The Battle of Kilkis was an armed conflict between communist resistance organisation ELAS and a coalition of collaborationist Security Battalions, nationalist resistance organisations EDES and the National Greek Army (EES). On 4 November 1944, ELAS captured Kilkis after nine hours of fighting. The nationalists suffered many casualties during the battle and in prisoner killings afterwards.

==Background==
On 28 October 1940, Italy had declared war on Greece, beginning the Greco-Italian War, expecting a swift victory. The invasion failed and the Italians were pushed back into Albania. On 6 April 1941, Germany intervened to support its struggling ally. The small Greek force defending the Metaxas Line on the Greco–Bulgarian border was defeated by the better equipped and numerically superior German invasion force. The German penetration deep into Greece made further resistance at the Albanian front pointless, ending the Battle of Greece in the favour of the Axis Powers. Greece was subjected to a triple occupation by Germany, Italy and Bulgaria. In Greek Macedonia the KKE, communist-led Greek People's Liberation Army (ELAS) emerged as the most powerful resistance organisation.
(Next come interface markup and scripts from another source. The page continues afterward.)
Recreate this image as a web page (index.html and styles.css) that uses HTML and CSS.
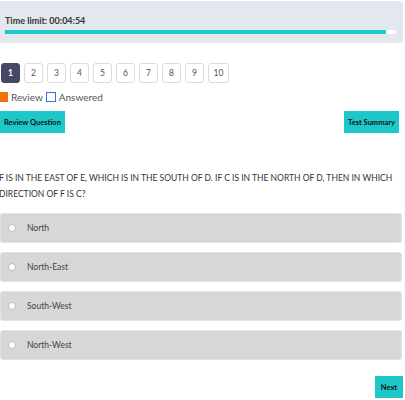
FILE: index.html
```html
<!DOCTYPE html>
<html>
<head>
<meta charset="utf-8">
<link rel="stylesheet" href="styles.css">
</head>
<body>
<div class="timer">
  <div class="timer-label">Time limit: 00:04:54</div>
  <div class="bar"><div class="bar-fill" style="width:97.5%"></div></div>
</div>
<div class="pages">
  <span class="page active">1</span>
  <span class="page">2</span>
  <span class="page">3</span>
  <span class="page">4</span>
  <span class="page">5</span>
  <span class="page">6</span>
  <span class="page">7</span>
  <span class="page">8</span>
  <span class="page">9</span>
  <span class="page wide">10</span>
</div>
<div class="legend">
  <span class="sq review"></span><span class="lg-text">Review</span>
  <span class="sq answered"></span><span class="lg-text">Answered</span>
</div>
<div class="actions">
  <button class="btn">Review Question</button>
  <button class="btn">Test Summary</button>
</div>
<p class="question">F IS IN THE EAST OF E, WHICH IS IN THE SOUTH OF D. IF C IS IN THE NORTH OF D, THEN IN WHICH DIRECTION OF F IS C?</p>
<div class="options">
  <label class="option"><span class="radio"></span><span>North</span></label>
  <label class="option"><span class="radio"></span><span>North-East</span></label>
  <label class="option"><span class="radio"></span><span>South-West</span></label>
  <label class="option"><span class="radio"></span><span>North-West</span></label>
</div>
<div class="footer">
  <button class="btn next">Next</button>
</div>
</body>
</html>
```
FILE: styles.css
```css
html, body {
  margin: 0;
  padding: 0;
  background: #fff;
  font-family: Lato, "Open Sans", sans-serif;
  width: 405px;
  overflow: hidden;
}
.timer {
  box-sizing: border-box;
  height: 42px;
  margin: 1px 2px 0 0;
  padding: 14px 7px 0 5px;
  background: #e3e7ee;
  border-radius: 0 4px 4px 0;
}
.timer-label {
  font-size: 9px;
  font-weight: 700;
  line-height: 12px;
  color: #333;
}
.bar {
  margin-top: 3px;
  height: 4px;
  background: #fff;
}
.bar-fill {
  height: 100%;
  background: #1cc8c8;
}
.pages {
  display: flex;
  gap: 4px;
  margin-top: 20px;
  padding-left: 1px;
}
.page {
  box-sizing: border-box;
  width: 19px;
  height: 20px;
  border: 1px solid #dcdcdc;
  border-radius: 3px;
  display: flex;
  align-items: center;
  justify-content: center;
  font-size: 8.5px;
  color: #555;
}
.page.wide { width: 21px; }
.page.active {
  background: #47476a;
  border-color: #47476a;
  color: #fff;
  font-weight: 700;
}
.legend {
  display: flex;
  align-items: center;
  margin-top: 8px;
  margin-left: -2px;
  height: 11px;
  font-size: 10px;
  color: #555;
}
.sq {
  box-sizing: border-box;
  width: 10px;
  height: 10px;
  margin-right: 3px;
}
.sq.review { background: #ee7205; }
.sq.answered { border: 1px solid #3e6fd6; background: #fff; margin-left: 3px; }
.actions {
  display: flex;
  justify-content: space-between;
  margin-top: 9px;
  padding-right: 6px;
}
.btn {
  border: none;
  border-radius: 0;
  background: #1fc8c8;
  height: 22px;
  padding: 0 4px;
  font-family: Lato, "Open Sans", sans-serif;
  font-size: 7.5px;
  font-weight: 700;
  color: #111;
}
.question {
  margin: 37px 0 0 -1px;
  font-size: 8.5px;
  line-height: 16px;
  color: #333;
}
.options {
  display: flex;
  flex-direction: column;
  gap: 9px;
  margin-top: 11px;
  margin-right: 3px;
}
.option {
  box-sizing: border-box;
  height: 30px;
  display: flex;
  align-items: center;
  background: #d7d7d7;
  border: 1px solid #e2e2e2;
  border-radius: 3px;
  font-size: 8.5px;
  color: #444;
  padding-left: 7px;
}
.radio {
  box-sizing: border-box;
  width: 8px;
  height: 8px;
  border-radius: 50%;
  background: #fff;
  border: 1px solid #bdbdbd;
  margin-right: 11px;
}
.footer {
  display: flex;
  justify-content: flex-end;
  margin-top: 16px;
  padding-right: 2px;
}
.btn.next { width: 28px; padding: 0; }
```
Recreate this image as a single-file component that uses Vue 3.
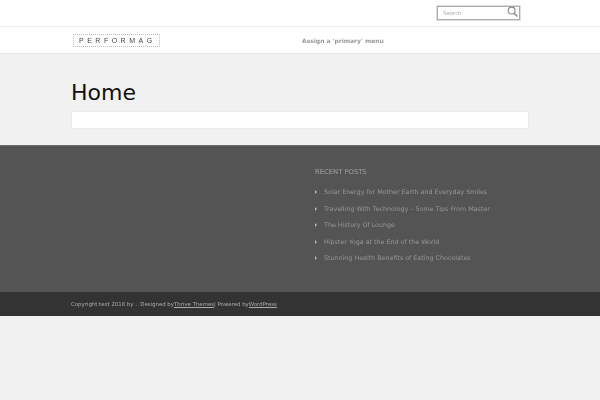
<script setup>
const posts = [
  'Solar Energy for Mother Earth and Everyday Smiles',
  'Travelling With Technology – Some Tips From Master',
  'The History Of Lounge',
  'Hipster Yoga at the End of the World',
  'Stunning Health Benefits of Eating Chocolates'
]
</script>

<template>
  <div class="page">
    <div class="topbar">
      <div class="search">
        <span class="search-text">Search</span>
        <svg class="search-icon" width="11" height="11" viewBox="0 0 12 12" fill="none" stroke="#888" stroke-width="1.2">
          <circle cx="5" cy="5" r="3.8" />
          <path d="M7.8 7.8 11.4 11.4" stroke-width="1.6" />
        </svg>
      </div>
    </div>
    <header class="header">
      <div class="logo">PERFORMAG</div>
      <div class="menu">Assign a 'primary' menu</div>
    </header>
    <main class="main">
      <h1 class="title">Home</h1>
      <div class="panel"></div>
    </main>
    <section class="widgets">
      <div class="col">
        <div class="widget-title">RECENT POSTS</div>
        <ul class="list">
          <li v-for="p in posts" :key="p" class="item"><span class="arrow"></span><span class="soft">{{ p }}</span></li>
        </ul>
      </div>
    </section>
    <footer class="footer">
      <span class="soft">Copyright text 2018 by .&nbsp; Designed by<u>Thrive Themes</u>| Powered by<u>WordPress</u></span>
    </footer>
  </div>
</template>

<style>
html, body { margin: 0; background: #f1f1f1; }
</style>

<style scoped>
.page {
  width: 600px;
  height: 400px;
  overflow: hidden;
  background: #f1f1f1;
  font-family: "DejaVu Sans", sans-serif;
}
.soft { filter: blur(0.35px); }
.topbar {
  height: 26px;
  background: #fff;
  border-bottom: 1px solid #ececec;
  display: flex;
  justify-content: flex-end;
  padding-right: 80px;
}
.search {
  width: 76px;
  height: 12px;
  margin-top: 6px;
  border: 1px solid #aaa;
  box-shadow: 0 0 0 1px #e0e0e0;
  background: #fff;
  padding: 0 0 0 5px;
  display: flex;
  align-items: center;
  justify-content: space-between;
}
.search-text { font-size: 5.4px; color: #aaa; filter: blur(0.35px); }
.search-icon { margin-right: 1px; margin-top: -3px; }
.header {
  height: 26px;
  background: #fff;
  border-bottom: 1px solid #e8e8e8;
  display: flex;
  align-items: center;
  padding-left: 73px;
}
.logo {
  width: 87px;
  height: 13px;
  box-sizing: border-box;
  border: 1px dotted #bbb;
  font-family: "Liberation Sans", sans-serif;
  font-size: 7px;
  letter-spacing: 3.5px;
  line-height: 11px;
  color: #444;
  padding-left: 5px;
  white-space: nowrap;
  overflow: hidden;
  filter: blur(0.25px);
}
.menu {
  margin-left: 142px;
  font-size: 6px;
  font-weight: 700;
  color: #999;
  white-space: nowrap;
  filter: blur(0.35px);
}
.main {
  height: 91px;
  padding: 0 71px;
  box-sizing: border-box;
}
.title {
  margin: 0;
  padding-top: 24px;
  font-size: 22px;
  font-weight: 400;
  line-height: 30px;
  color: #111;
}
.panel {
  margin-top: 3px;
  height: 16px;
  background: #fff;
  border: 1px solid #ebebeb;
}
.widgets {
  height: 147px;
  background: #555454;
  border-top: 1px solid #6a6a6a;
  box-sizing: border-box;
  padding: 21px 0 0 315px;
}
.widget-title {
  font-size: 6.8px;
  color: #a0a0a0;
  line-height: 10px;
  filter: blur(0.35px);
}
.list {
  list-style: none;
  margin: 10px 0 0;
  padding: 0;
}
.item {
  height: 16.5px;
  font-size: 6.35px;
  line-height: 10px;
  color: #969696;
  white-space: nowrap;
  display: flex;
  align-items: flex-start;
}
.arrow {
  width: 0;
  height: 0;
  margin: 3px 7px 0 0;
  border-left: 2.5px solid #b5b5b5;
  border-top: 2.5px solid transparent;
  border-bottom: 2.5px solid transparent;
}
.footer {
  height: 24px;
  background: #333;
  display: flex;
  align-items: center;
  padding-left: 71px;
  font-size: 5.4px;
  color: #aaa;
  white-space: nowrap;
}
</style>
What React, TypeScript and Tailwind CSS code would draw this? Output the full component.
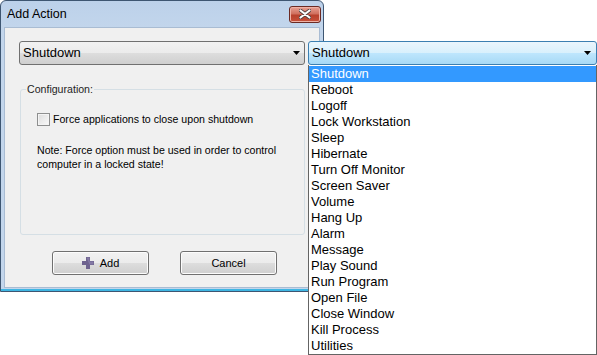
const items = [
  "Shutdown",
  "Reboot",
  "Logoff",
  "Lock Workstation",
  "Sleep",
  "Hibernate",
  "Turn Off Monitor",
  "Screen Saver",
  "Volume",
  "Hang Up",
  "Alarm",
  "Message",
  "Play Sound",
  "Run Program",
  "Open File",
  "Close Window",
  "Kill Process",
  "Utilities",
];

function Arrow() {
  return (
    <svg width="7" height="4" viewBox="0 0 7 4">
      <path d="M0 0h7L3.5 4z" fill="#000" />
    </svg>
  );
}

function Button({ children }: { children: React.ReactNode }) {
  return (
    <button className="w-[97px] h-[24px] flex items-center justify-center gap-[6px] rounded-[3px] border border-[#707070] bg-[linear-gradient(#f2f2f2_0%,#ebebeb_50%,#dddddd_51%,#cfcfcf_100%)] text-[11px] text-black shadow-[inset_0_0_0_1px_#fcfcfc]">
      {children}
    </button>
  );
}

export default function App() {
  return (
    <div className="relative w-[597px] h-[355px] bg-white font-['Liberation_Sans',Arial,sans-serif] overflow-hidden">
      {/* window */}
      <div className="w-[324px] h-[292px] flex flex-col rounded-t-[6px] border border-[#3e5672] bg-[linear-gradient(#bcd1ea,#c3d6ec_30px,#c3d6ec)] shadow-[inset_0_-2px_0_#3fb6e3]">
        <div className="h-[26px] flex items-center justify-between pl-[6px] pr-[2px] pt-[1px]">
          <span className="text-[12.5px] text-black">Add Action</span>
          <div className="w-[32px] h-[17px] -mt-[1px] rounded-[3px] border border-[#6b2a23] bg-[linear-gradient(#e8a093,#d0705f_45%,#b8412d_55%,#c7513b)] flex items-center justify-center shadow-[inset_0_0_0_1px_#eeb1a5]">
            <svg width="12" height="10" viewBox="0 0 12 10">
              <path d="M1.5 1.5l9 7M10.5 1.5l-9 7" stroke="#4a3b3b" strokeWidth="3.6" strokeLinecap="round" />
              <path d="M1.5 1.5l9 7M10.5 1.5l-9 7" stroke="#fff" strokeWidth="2.2" strokeLinecap="round" />
            </svg>
          </div>
        </div>
        <div className="flex-1 mx-[3px] mb-[3px] bg-[#f0f0f0] border border-[#a9bcd3] flex flex-col pl-[14px] pr-[14px] pt-[13px]">
          <div className="h-[24px] flex items-center justify-between rounded-[3px] border border-[#707070] bg-[linear-gradient(#f2f2f2_0%,#ebebeb_50%,#dddddd_51%,#cfcfcf_100%)] pl-[3px] pr-[4px]">
            <span className="text-[13px] text-black">Shutdown</span>
            <Arrow />
          </div>
          <fieldset className="mt-[17px] ml-[1px] h-[153px] border border-[#d5dfe5] rounded-[3px] px-[6px] pt-0 m-0">
            <legend className="text-[10.6px] text-[#1e1e1e] px-[1px] -ml-[1px]">Configuration:</legend>
            <div className="flex items-center gap-[3px] mt-[14px] ml-[10px]">
              <div className="w-[13px] h-[13px] border border-[#8e8f8f] bg-[linear-gradient(135deg,#dcdcdc,#fafafa)] shadow-[inset_0_0_0_1px_#f4f4f4]" />
              <span className="text-[10.6px] text-black">Force applications to close upon shutdown</span>
            </div>
            <p className="mt-[15px] ml-[10px] text-[10.6px] leading-[14px] text-black">
              Note: Force option must be used in order to control
              <br />
              computer in a locked state!
            </p>
          </fieldset>
          <div className="flex gap-[31px] ml-[33px] mt-[16px]">
            <Button>
              <svg width="12" height="12" viewBox="0 0 12 12">
                <path d="M4 0h4v4h4v4H8v4H4V8H0V4h4z" fill="#6e638f" />
                <path d="M4.5 0.5h3v4h4v3h-4" fill="#9a8fbc" opacity="0.5" />
              </svg>
              <span>Add</span>
            </Button>
            <Button>Cancel</Button>
          </div>
        </div>
      </div>

      {/* open dropdown */}
      <div className="absolute left-[308px] top-[41px] w-[289px] flex flex-col">
        <div className="h-[24px] flex items-center justify-between rounded-[3px] border border-[#3c7fb1] bg-[linear-gradient(#eaf6fd_0%,#d9f0fc_50%,#bee6fd_51%,#a7d9f5_100%)] pl-[3px] pr-[5px]">
          <span className="text-[13px] text-black">Shutdown</span>
          <Arrow />
        </div>
        <div className="h-[290px] border border-[#646464] border-t-0 bg-white flex flex-col pt-[1px]">
          {items.map((it, i) => (
            <div
              key={it}
              className={
                i === 0
                  ? "h-[16px] leading-[16px] pl-[2px] text-[13px] bg-[#3399ff] text-white"
                  : "h-[16px] leading-[16px] pl-[2px] text-[13px] text-black"
              }
            >
              {it}
            </div>
          ))}
        </div>
      </div>
    </div>
  );
}
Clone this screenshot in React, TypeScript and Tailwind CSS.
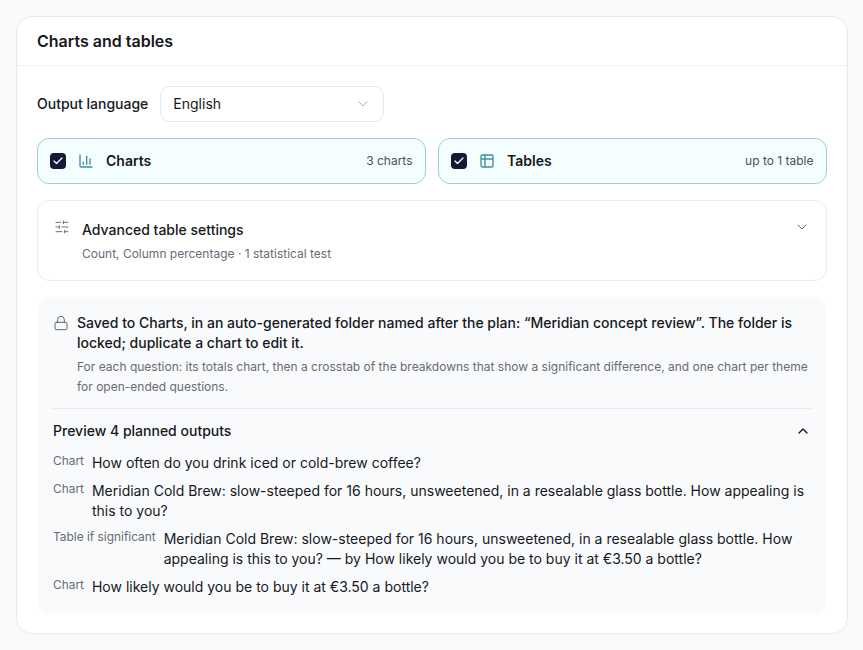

In 1943, ELAS began disarming smaller non-communist guerrilla groups and incorporating them in its ranks or disbanding them. ELAS justified its action by accusing right-wing groups of collaboration with the German occupation authorities, a charge in which, according to SOE officer Chris Woodhouse, "there was some justice [...] because Greek nationalists, like Mihailović in Yugoslavia, regarded the Germans as a less serious enemy than the Bulgarians or the Communists". EAM-ELAS constantly viewed any group not belonging to itself with distrust and accused them as "collaborators" but in many cases this backfired and became a self-fulfilling prophecy, as the remnants of the right-wing groups joined the Germans against ELAS.

During the closing stages of the Axis occupation, Axis troops withdrew from northern Greece. Fearing reprisals from ELAS, members of the collaborationist Security Battalions, right wing resistance groups (EDES and National Greek Army (EES) and their civilian supporters congregated at Kilkis. The British supervised Caserta Agreement, between ELAS and the Greek government-in-exile, of September 1944 had characterised all units associated with the Security Battalions as enemy combatants and ordered them to surrender to the ΧΙ Division of ELAS. By October 1944, approximately 10,000 people had sought refuge in Kilkis.

Security Battalion commanders debated whether they should entrench themselves in Kilkis or move. The decision was taken to remain in Kilkis, despite the fact that the local population was sympathetic to ELAS. On 30 October, the defenders took positions around Ano Apostoloi, Mesoi Apostoloi and Kato Apostoloi. The following day those positions were harassed by small bands of ELAS fighters. Later on Konstantinos Papadopoulos, one of the most powerful Security Battalion commanders, voiced his disagreement with the way the defences were organised. His unit of 1,500 men left for the village of Mouries, promising to return in the case of an attack on the city.

==Battle==
On the morning of 4 November, ELAS attacked Kilkis and captured the tactically important Agios Georgios hill. The communists emerged victorious after nine hours of bitter street fighting. ELAS casualties numbered 118 to 180 dead and 410 to 800 wounded and the defenders lost 1,500 killed and 2,190 captured. After the battle scores of prisoners were executed in acts of revenge by individual ELAS members; their number has not been accurately estimated. Other prisoners were held in dismal conditions in tobacco warehouses or were transferred to a concentration camp in Thessaloniki. Sources sympathetic to the nationalists put the total number of those killed in action or executed after it at 7,432 dead.

==Aftermath==
The battle has been noted as the bloodiest clash between communist and nationalist bands in the prelude to the Greek Civil War. On 6 November 1967, just a few months after the establishment of junta, the minister of internal affairs Stylianos Pattakos and minister of northern Greece Dimitrios Patilis conducted the first memorial service in honour of the defenders of Kilkis. A year later the junta erected a memorial honouring victims of Slavo-Communism killed in the Kilkis region during the occupation and annual state sponsored memorial services were held there until the fall of the regime in 1974. In 1992, the city council constructed a second memorial next to the town hall, to members of all resistance organisations of Kilkis. In 2002, private individuals sympathetic to the communist cause erected a statue honouring members of communist resistance organisations that operated during World War II and the Greek Civil War. The battle remains a politically divisive issue in the city, as separate commemorative events are held on all three memorials.